Executive Summary
Current proposals under consideration in the Pennsylvania General Assembly would grant limited gambling licenses to horse racetracks across the Commonwealth in an attempt to bolster the struggling industry. These gambling monopolies would be extremely valuable to the license holders and could potentially be the single largest corporate welfare subsidy program in Pennsylvania’s history.
A valuation of the eight potential gambling licenses in Pennsylvania is in excess of $2 billion. Based on the comparable transactions and income valuation methods of appraisal, a very conservative estimate of the value of the two Philadelphia slots licenses is approximately $1.0 billion ($500 million each), while the two licenses in Pittsburgh are valued at $600 million ($300 million each). The remaining four licenses are assigned a collective $500 million value.
If state policymakers feel compelled to legalize additional forms of gambling through the creation of gambling monopolies, they should do so in a competitive manner that grants no special favors and benefits the largest number of Pennsylvanians. Therefore, instead of handing these highly lucrative monopolies to politically connected individuals and businesses, Pennsylvania policymakers should auction these gambling licenses to the highest bidder.
Preface
Matthew J. Brouillette, President, The Commonwealth Foundation
Corporate welfare—the practice of handing out taxpayer dollars or other incentives to politically connected individuals and businesses—is nothing new in Pennsylvania politics. But the practice could reach a new dollar level in 2003 with the current proposals to put slot machines at Pennsylvania’s horse racetracks.
The horse racing industry is the latest collection of businesses seeking a place at the public trough of taxpayer subsidies distributed by the government. But why is this industry lobbying politicians for financial assistance?
Horse racetracks—in a manner similar to drive-in movie theaters of yesteryear—have increasingly failed to attract the public’s entertainment dollars as people choose to spend their money at different venues. Understandably, the horse racing industry wants to remain viable for many reasons, not the least of which is for the individuals and families whose livelihoods are directly connected to the racetracks.
However, as most businesses across Pennsylvania struggle to make ends meet under some of the nation’s most onerous taxes and continue to deal with a sluggish economy, few job creators can ever expect the kind of attention or potential assistance from government that the horse racing industry has been able to attract. But what exactly is this politically powerful industry poised to receive from Governor Rendell and the General Assembly?
The following is an amalgamation of testimony presented to both the Pennsylvania Senate and House Finance Committees on April 30, 2003, by Jeff Hooke, a Washington, DC-area investment banker who specializes in mergers, acquisitions, corporate finance and valuations. Mr. Hooke’s analysis reveals that current proposals in Pennsylvania to subsidize the horse racing industry by granting them gambling monopolies would amount to a $2.1 billion cash giveaway. This unprecedented level of corporate welfare is fully explained in Mr. Hooke’s assessment.

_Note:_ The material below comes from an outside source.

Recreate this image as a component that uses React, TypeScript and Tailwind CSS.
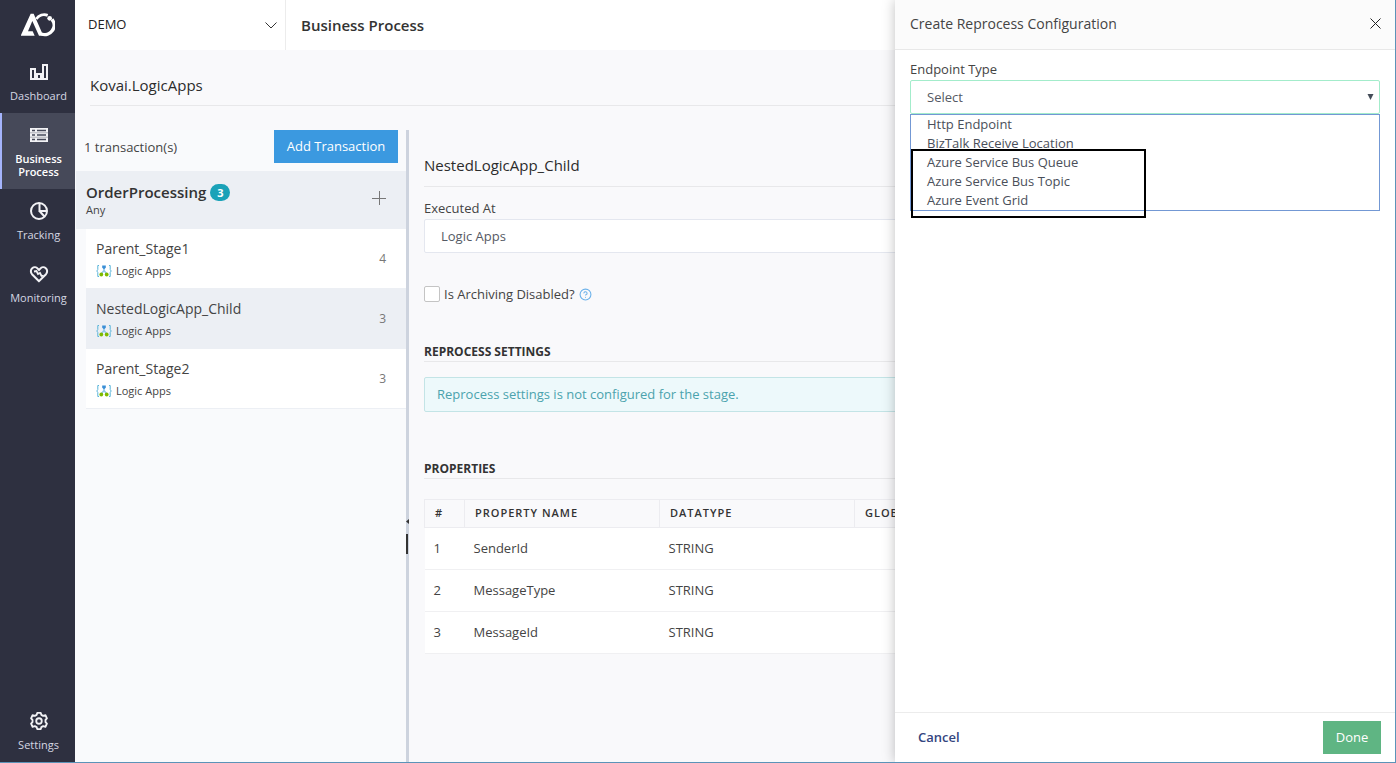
import { useState } from 'react'
import type { ReactNode } from 'react'
import { CircleHelp } from 'lucide-react'

const stages = [
  { name: 'Parent_Stage1', type: 'Logic Apps', count: 4 },
  { name: 'NestedLogicApp_Child', type: 'Logic Apps', count: 3 },
  { name: 'Parent_Stage2', type: 'Logic Apps', count: 3 },
]

const properties = [
  { name: 'SenderId', datatype: 'STRING' },
  { name: 'MessageType', datatype: 'STRING' },
  { name: 'MessageId', datatype: 'STRING' },
]

const endpointTypes = [
  'Http Endpoint',
  'BizTalk Receive Location',
  'Azure Service Bus Queue',
  'Azure Service Bus Topic',
  'Azure Event Grid',
]

function Logo() {
  return (
    <svg viewBox="63 38 102 72" className="w-[34px] h-6" aria-label="Atomic Scope">
      <path d="M62 106 L92 40 L101 40 L130 106 L117 106 L97 62 L84 93 L98 93 L104 106 Z" fill="#fff" />
      <path d="M109 56 A29 29 0 0 1 143 45" fill="none" stroke="#fff" strokeWidth="9" />
      <path d="M156 57 A28 28 0 0 1 125 101" fill="none" stroke="#fff" strokeWidth="10" />
      <circle cx="149" cy="54" r="7" fill="#fff" />
    </svg>
  )
}

function DashboardIcon() {
  return (
    <svg viewBox="0 0 20 20" className="size-5" fill="none" stroke="#f2f2f5" strokeWidth="2">
      <path d="M2 7h4v10H2zM8 12h4v5H8zM14 3h4v14h-4z" />
    </svg>
  )
}

function ProcessIcon() {
  return (
    <svg viewBox="0 0 20 20" className="size-5">
      <path d="M1 3h18v14H1z" fill="#f2f2f5" />
      <path d="M8 5.500h9M8 10h9M8 14.500h9M3 5.500h3M3 10h3M3 14.500h3" stroke="#464959" strokeWidth="1.300" />
      <path d="M1 7.800h18M1 12.200h18" stroke="#464959" strokeWidth="0.400" />
    </svg>
  )
}

function TrackingIcon() {
  return (
    <svg viewBox="0 0 20 20" className="size-5" fill="none" stroke="#f2f2f5" strokeWidth="2">
      <circle cx="10" cy="10" r="8" />
      <path d="M10.500 2v8H18M10.500 10l5 5.500" />
    </svg>
  )
}

function MonitoringIcon() {
  return (
    <svg viewBox="0 0 20 20" className="size-5" fill="none" stroke="#f2f2f5" strokeWidth="2">
      <path d="M10 17.200 3 10.200C1.400 8.400 1.500 5.600 3.200 4.200c1.700-1.400 4.200-1.100 5.500.4L10 6l1.300-1.400c1.300-1.500 3.800-1.800 5.500-.4 1.700 1.400 1.800 4.200.2 6z" />
      <path d="M5 7.500l2.500-.5 1.500 3 2-1 1.500 3 2-.5" strokeWidth="1.800" />
    </svg>
  )
}

function SettingsIcon() {
  return (
    <svg viewBox="-13 -13 26 26" className="size-5" fill="none" stroke="#f2f2f5" strokeWidth="2.400" strokeLinejoin="round">
      <path d="M-3-8L-2.300-10.500H2.300L3-8L5.430-6.600L8.380-7.490L10.300-3.510L8.430-1.400V1.400L10.300 3.510L8.380 7.490L5.430 6.600L3 8L2.300 10.500H-2.300L-3 8L-5.430 6.600L-8.380 7.490L-10.300 3.510L-8.430 1.400V-1.400L-10.300-3.510L-8.380-7.490L-5.430-6.600Z" />
      <circle r="3.600" />
    </svg>
  )
}

function LogicAppIcon() {
  return (
    <svg viewBox="0 0 16 14" className="w-4 h-3.5" fill="none">
      <path d="M3 1.500H1.800V5.500L.8 7l1 1.500v4H3M13 1.500h1.200v4l1 1.500-1 1.500v4H13" stroke="#59b4d9" />
      <path d="M8 4v2.500L5.200 10M8 6.500l2.800 3.500" stroke="#8fc6ea" strokeWidth="1.500" />
      <path d="M6.200 1.500h3.600v2.300L8 5.200 6.200 3.800z" fill="#3a8fd6" />
      <circle cx="5.300" cy="10.500" r="1.900" fill="#7fba00" />
      <circle cx="10.700" cy="10.500" r="1.900" fill="#7fba00" />
    </svg>
  )
}

function NavItem({ icon, label, active = false }: { icon: ReactNode; label: string; active?: boolean }) {
  return (
    <a
      href="#"
      className={`flex flex-col items-center gap-[7px] pt-3 pb-[11px] pl-2.5 pr-2 text-[11px] leading-[13px] text-center ${
        active ? 'bg-[#464959] text-white font-semibold shadow-[inset_2px_0_0_#a5b4fc]' : 'text-[#d5d7e3]'
      }`}
    >
      {icon}
      <span>{label}</span>
    </a>
  )
}

export default function App() {
  const [selected, setSelected] = useState('NestedLogicApp_Child')
  const [endpoint, setEndpoint] = useState('')

  return (
    <div className="relative flex h-screen overflow-hidden border-r border-b border-[#5b93b8] bg-[#f9f9fb] font-['Open_Sans',sans-serif] text-[13px] text-[#444]">
      {/* Sidebar */}
      <nav className="flex w-[75px] shrink-0 flex-col bg-[#2e3040]">
        <div className="flex h-[50px] items-center justify-center">
          <Logo />
        </div>
        <NavItem icon={<DashboardIcon />} label="Dashboard" />
        <NavItem icon={<ProcessIcon />} label="Business Process" active />
        <NavItem icon={<TrackingIcon />} label="Tracking" />
        <NavItem icon={<MonitoringIcon />} label="Monitoring" />
        <div className="mt-auto">
          <NavItem icon={<SettingsIcon />} label="Settings" />
        </div>
      </nav>

      <div className="flex min-w-0 flex-1 flex-col">
        {/* Top bar */}
        <header className="flex h-[50px] shrink-0 items-center bg-white">
          <button className="flex h-full w-[211px] items-center justify-between border-r border-[#ececec] pl-[13px] pr-2 text-[#222]">
            DEMO
            <svg viewBox="0 0 12 7" className="w-3 h-[7px]" fill="none" stroke="#333">
              <path d="M.5.5 6 6 11.500.5" />
            </svg>
          </button>
          <h1 className="pl-[15px] text-[15px] font-semibold text-[#333]">Business Process</h1>
        </header>

        <div className="ml-[15px] mr-4 flex h-14 shrink-0 items-center border-b border-[#e8e8ea] pt-4 text-[15px] text-[#2c2c2c]">
          Kovai.LogicApps
        </div>

        <div className="mt-6 flex min-h-0 flex-1">
          {/* Transactions */}
          <section className="w-[331px] shrink-0 bg-[#f9fafc] pl-px">
            <div className="flex h-[41px] items-start justify-between px-2">
              <span className="leading-[34px]">1 transaction(s)</span>
              <button className="h-[33px] w-[124px] bg-[#3b99e0] font-medium text-white">Add Transaction</button>
            </div>
            <div className="flex h-[58px] items-center justify-between bg-[#eceff4] pl-2.5 pr-5">
              <div>
                <div className="flex items-center gap-1 text-[15px] leading-5 font-semibold text-[#333]">
                  OrderProcessing
                  <span className="w-5 rounded-full bg-[#1aa2b8] text-center text-[11px] leading-[17px] font-bold text-white">3</span>
                </div>
                <div className="text-[11px] leading-4">Any</div>
              </div>
              <button aria-label="Add stage" className="pb-1">
                <svg viewBox="0 0 14 14" className="size-3.5" stroke="#777">
                  <path d="M0 7.500h14M7.500 0v14" />
                </svg>
              </button>
            </div>
            <ul className="ml-2.5">
              {stages.map((stage) => (
                <li key={stage.name}>
                  <button
                    onClick={() => setSelected(stage.name)}
                    className={`flex h-[60px] w-full items-center justify-between border-b border-[#eceff4] pl-2.5 pr-5 text-left ${
                      selected === stage.name ? 'bg-[#eceff4]' : 'bg-white'
                    }`}
                  >
                    <span>
                      <span className="block text-sm leading-6">{stage.name}</span>
                      <span className="flex items-center gap-1 text-[11px] leading-5">
                        <LogicAppIcon />
                        {stage.type}
                      </span>
                    </span>
                    <span className="text-xs text-[#777]">{stage.count}</span>
                  </button>
                </li>
              ))}
            </ul>
          </section>

          {/* Splitter */}
          <div className="relative w-[3px] shrink-0 bg-[#cdd3de]">
            <svg viewBox="0 0 3 5" className="absolute left-0 top-[389px] w-[3px] h-[5px]" fill="#333">
              <path d="M3 0v5L0 2.500z" />
            </svg>
            <div className="absolute left-0 top-[404px] h-5 w-0.5 bg-[#333]" />
          </div>

          {/* Stage details */}
          <main className="min-w-0 flex-1 pl-[15px] pr-4">
            <h2 className="flex h-[57px] items-center border-b border-[#e8e8ea] pt-3.5 text-[15px] text-[#2c2c2c]">NestedLogicApp_Child</h2>
            <label htmlFor="executed-at" className="mt-3 mb-0.5 block leading-[18px]">Executed At</label>
            <input
              id="executed-at"
              readOnly
              value="Logic Apps"
              className="block h-[34px] w-full rounded-xs border border-[#e4e7ef] bg-white px-4 text-[#555a64]"
            />
            <div className="mt-8 flex h-[18px] items-center">
              <input
                id="archiving"
                type="checkbox"
                className="mr-1 size-4 appearance-none rounded-xs border border-[#c4c4c4] bg-white checked:bg-[#3b99e0]"
              />
              <label htmlFor="archiving" className="pt-0.5">Is Archiving Disabled?</label>
              <CircleHelp size={13} strokeWidth={2} className="ml-1 text-[#6cb2ea]" />
            </div>

            <h3 className="mt-[38px] border-b border-[#e8e8ea] pt-0.5 text-xs leading-[18px] font-bold text-[#333]">REPROCESS SETTINGS</h3>
            <div className="mt-[15px] h-[35px] rounded-xs border border-[#c3e4e6] bg-[#edf9fb] px-3 leading-[33px] text-[#4ba3ad]">
              Reprocess settings is not configured for the stage.
            </div>

            <h3 className="mt-[46px] border-b border-[#e8e8ea] pt-0.5 text-xs leading-[18px] font-bold text-[#333]">PROPERTIES</h3>
            <table className="mt-5 w-full table-fixed border-collapse text-left">
              <colgroup>
                <col className="w-10" />
                <col className="w-[195px]" />
                <col className="w-[195px]" />
                <col />
              </colgroup>
              <thead>
                <tr className="h-7 text-[11px] tracking-[1px] text-[#333]">
                  <th className="border border-[#ececf0] px-2.5 font-semibold">#</th>
                  <th className="border border-[#ececf0] px-2.5 font-semibold">PROPERTY NAME</th>
                  <th className="border border-[#ececf0] px-2.5 font-semibold">DATATYPE</th>
                  <th className="border border-[#ececf0] px-2.5 font-semibold">GLOBAL</th>
                </tr>
              </thead>
              <tbody>
                {properties.map((property, i) => (
                  <tr key={property.name} className="h-[42px] border-b border-[#f0f0f2] bg-white">
                    <td className="px-[9px]">{i + 1}</td>
                    <td className="px-[9px]">{property.name}</td>
                    <td className="px-[9px]">{property.datatype}</td>
                    <td />
                  </tr>
                ))}
              </tbody>
            </table>
          </main>
        </div>
      </div>

      {/* Drawer */}
      <aside className="absolute inset-y-0 right-0 flex w-[500px] flex-col bg-white shadow-[0_0_12px_rgba(0,0,0,0.25)]">
        <div className="flex h-[50px] shrink-0 items-center justify-between border-b border-[#e8e8e8] bg-[#fbfbfb] pl-[15px] pr-3.5 pb-0.5">
          <h2 className="text-sm">Create Reprocess Configuration</h2>
          <button aria-label="Close">
            <svg viewBox="0 0 11 11" className="size-[11px]" stroke="#222">
              <path d="M.5.5l10 10M10.500.5l-10 10" />
            </svg>
          </button>
        </div>

        <div className="flex-1 px-[15px] pt-2.5">
          <label htmlFor="endpoint" className="mb-0.5 block leading-[18px]">Endpoint Type</label>
          <div className="relative">
            <select
              id="endpoint"
              value={endpoint}
              onChange={(e) => setEndpoint(e.target.value)}
              className="block h-[34px] w-full appearance-none rounded-xs border border-[#a3eccb] bg-white px-4 pt-0.5 text-[#555a64]"
            >
              <option value="">Select</option>
              {endpointTypes.map((type) => (
                <option key={type}>{type}</option>
              ))}
            </select>
            <svg viewBox="0 0 7 6" className="pointer-events-none absolute right-1.5 top-3.5 w-[7px] h-1.5" fill="#444c58">
              <path d="M.5 0h6L3.500 6z" />
            </svg>
            <ul role="listbox" aria-label="Endpoint Type" className="absolute inset-x-0 top-[34px] border border-[#7398d4] bg-white leading-[19px] text-[#4a4f5a]">
              {endpointTypes.map((type) => (
                <li key={type} role="option" aria-selected={endpoint === type} onClick={() => setEndpoint(type)} className="px-4">
                  {type}
                </li>
              ))}
            </ul>
            {/* Highlight around the Azure endpoints */}
            <div className="pointer-events-none absolute left-px top-[69px] h-[69px] w-[235px] border-2 border-black" />
          </div>
        </div>

        <div className="flex h-[50px] shrink-0 items-center justify-between border-t border-[#ececec] pl-[23px] pr-3.5">
          <button className="font-semibold text-[#34457f]">Cancel</button>
          <button className="h-[33px] w-[58px] bg-[#5fb583] font-medium text-white">Done</button>
        </div>
      </aside>
    </div>
  )
}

Although gambling will continue to be debated as a social policy issue, the Commonwealth Foundation views it as an extremely important economic policy issue. Ultimately, we believe that it is individuals—not politicians—who must decide whether or not they will gamble with their own money. Regardless of how limited or expansive legalized gambling opportunities become in Pennsylvania, the reality is that government will never be able to protect people from themselves. Nor should we expect or want it to.
The challenge of living in a civilized society—in contrast to a totalitarian one—is to effectively use the power of persuasion to encourage our neighbors to make responsible choices, instead of wielding the compulsory power of government. There are risks, of course, that are inherent with the exercise of individual freedom. And it is true that poor decisions by individuals can and do impact innocent people in our families and communities. However, a free society must respect the rights and choices of individuals—even those we don’t agree with—while holding them accountable for the consequences of their bad decisions.
That being understood, if policymakers feel compelled to legalize additional forms of gambling through the creation of monopolies, they should do so in a competitive manner that grants no special favors and benefits the largest number of Pennsylvanians. Therefore, instead of handing these highly lucrative monopolies to politically connected individuals and businesses, Pennsylvania policymakers should auction these gambling licenses to the highest bidder.
Government, of course, should not be in the business of propping up failing businesses such as the horse racing industry. But if policymakers are determined to provide assistance to entertainment venues that are going the way of drive-in movie theaters, it could be done without handing them billions of dollars in additional cash through gambling monopolies.